I went to school at the top of the Greenhills Road, near Tallaght village. Across the field – an open space, really, bordered on one side by an industrial estate, on the other by the Bancroft housing estate – was a small river that smelled like chemicals, but had a rich and intriguing history. The River Poddle had been Dublin’s first municipal water source, and ran from an unspecified source beyond the Belgard Road. It was spliced with a canal that drew water from the River Dodder further downstream, and supplied water to the city for many years. It had become notoriously polluted due to its path through teeming slum areas with virtually no sewage facilities, and had also been used for waste drainage by the tanneries in the Liberties, and, wisely perhaps, it had ceased to be used as a source of drinking water.
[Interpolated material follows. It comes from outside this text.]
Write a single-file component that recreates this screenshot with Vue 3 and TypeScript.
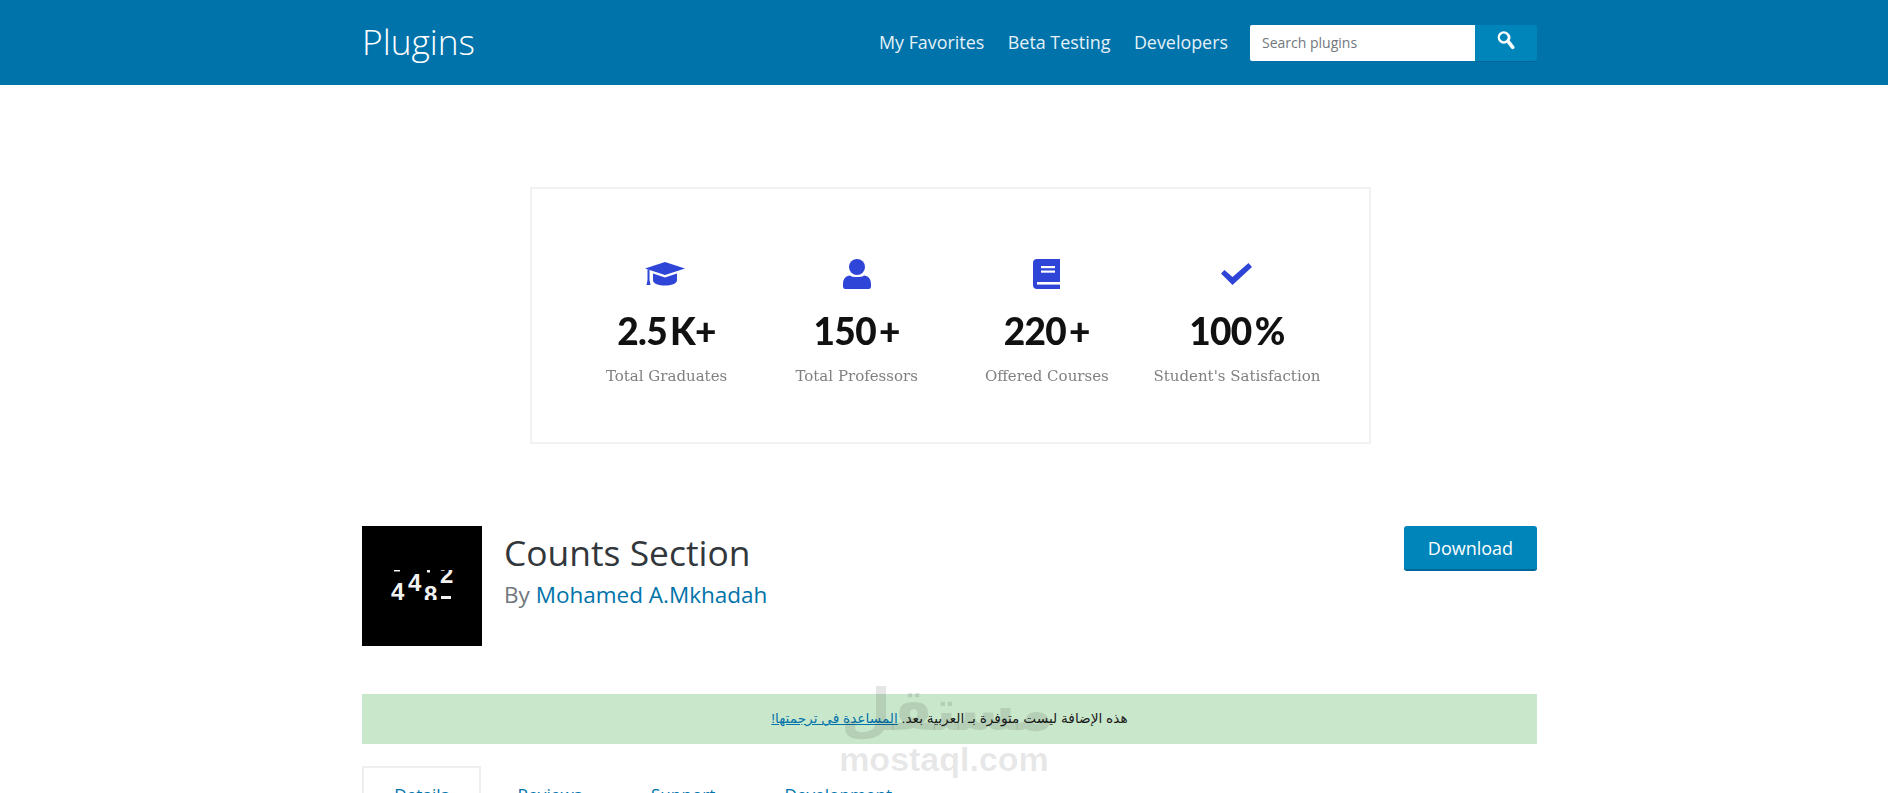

When you were out in the field, and you were a primary school child sweating in your uniform on a summer day, you smelled the river before you saw it. It ran down behind the cigarette factory that stood on the other side of the Greenhills Road, before running under the road and through a ditch that directed it eastwards towards Templeogue. The sweet smell of tobacco being rolled into cigarettes wafted across to the school most days – usually in the summer months when the windows were opened in an effort to cool the classrooms.
My abiding memories of Tallaght focus on how separate it seemed from the rest of Dublin. This was partially because of limited public transport, but it was also undeniably physically separate. It still is, to a large degree, thrown off to the edge of Dublin by some powerful centrifugal force.